Le volet II du programme AccèsLogis est pourtant clair. De concert avec les groupes locaux, l’organisme responsable du projet doit définir la nature des services à offrir (repas, maintien à domicile, entretien ménager, etc) pour répondre aux besoins de la clientèle visée (les 75 ans et plus ou les aînés éprouvant des problèmes d’autonomie). À tout le moins, un service d’animation et d’alimentation de base doit être prévu (au moins 5 repas par semaine).
Un sondage révélateur
Hélène Meunier a entrepris de sonder son entourage. À sa grande surprise, la majorité des gens rencontrés exigeaient un endroit avec services. «Les Dufresne, fondateurs du village, auraient peut-être aimé rester à Val-David s’ils avaient pu.
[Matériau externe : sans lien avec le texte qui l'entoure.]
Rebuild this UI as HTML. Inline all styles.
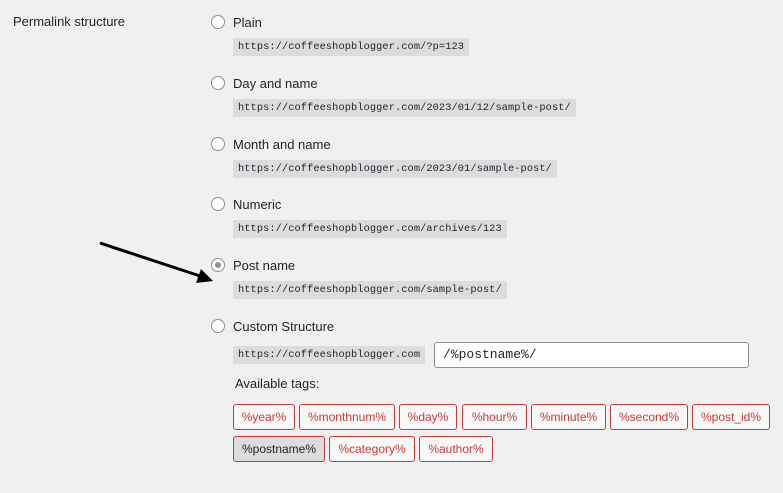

Yvette Laporte a passé 40 ans ici et est morte deux mois après avoir été obligée d’aller habiter en résidence à Laval parce qu’il n’y avait rien à Val-David pour répondre à ses besoins.»
La mairesse Nicole Davidson estime qu’il est impossible de fournir tous les services avec seulement 20 logements, dont la moitié pourraient être dédiés aux personnes à faible revenu. «Les gens n’auront pas à déneiger ou à tondre la pelouse», affirme-t-elle en guise d’explication. Pour l’instant, les aînés rencontrés sont inquiets et se demandent où ils aboutiront quand ils ne seront plus en mesure de préparer les repas. Les premiers résidents du Havre de Val-David devraient quant à eux emménager d’ici l’automne 2011.